本稿執筆時(10月2日)のドル円相場は、政府・日銀による円買い為替介入以降、高値更新こそ回避されているものの、1ドル=140円台という年初来高値圏の地合いが続いている。こうした中で、市場では2023年1~3月期に米連邦準備制度理事会(FRB)が利上げを終了し、米金利とドルの反落に伴って円安が収束するという予想が目立つ。では、実際に「23年春になれば円安は止まる」という予想はどの程度信頼できるのだろうか。
現状の円安相場については、内外金利差の拡大を指摘する向きが多い。市場は足元の日米金利差を織り込み済みで、ドル円相場と日米2年金利差の関係は安定している。これだけを見ると、FRBが利下げに転じれば「米金利低下→日米金利差縮小→ドル売り円買い」という相場展開を引き起こす可能性もある。

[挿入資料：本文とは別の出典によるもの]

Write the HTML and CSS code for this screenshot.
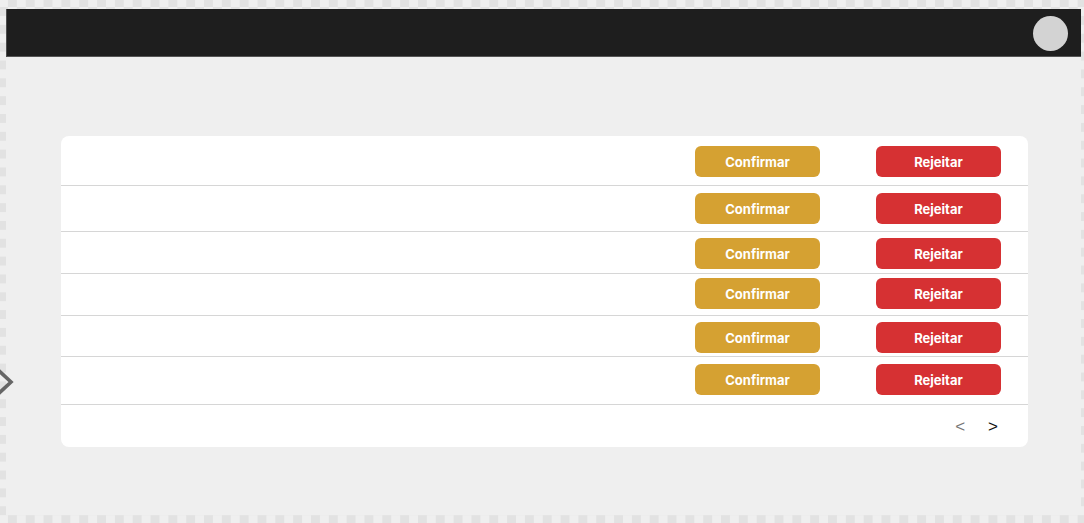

だが筆者は、内外金利差が本格的なテーマとなり、円売りを駆動するのはむしろこれからで、23年早期に円安が止まるという予想はいささか楽観的という印象を抱いている。図表に示されるように、本稿執筆時点で円は主要国通貨の中で唯一金利の付かない状況となっている。こうした「円対その他主要国通貨」という政策金利を巡る構図は、今後も鮮明になっていくことがほぼ確実だ。おそらく23年の主要中銀は、利上げか現状維持が基本であり、利下げがテーマになっている可能性は低そうだ。ただし、中銀が政策金利を現状維持に保つならば、十分な金利差が残る一方で、利上げのゴール自体は見える状態となり、株式市場は安定感を取り戻す可能性が高い。株価が安定すれば、金融市場のボラティリティーも安定する。
23年春以降の為替市場では「十分な金利差」と「安定したボラティリティー」というキャリー取引を行うための「2大条件」がそろう可能性がある。その際に調達通貨として選ばれやすいのは、流動性が高い低金利の主要通貨であり、その筆頭は円になる。23年にキャリー取引の芽が残る以上、「23年春になれば円安は止まるはず」という楽観論に筆者はどうしてもくみせない。そもそも「23年1~3月期にFRBが利上げ終了にメドをつける」という前提自体を慎重に検討・分析すべきだろう。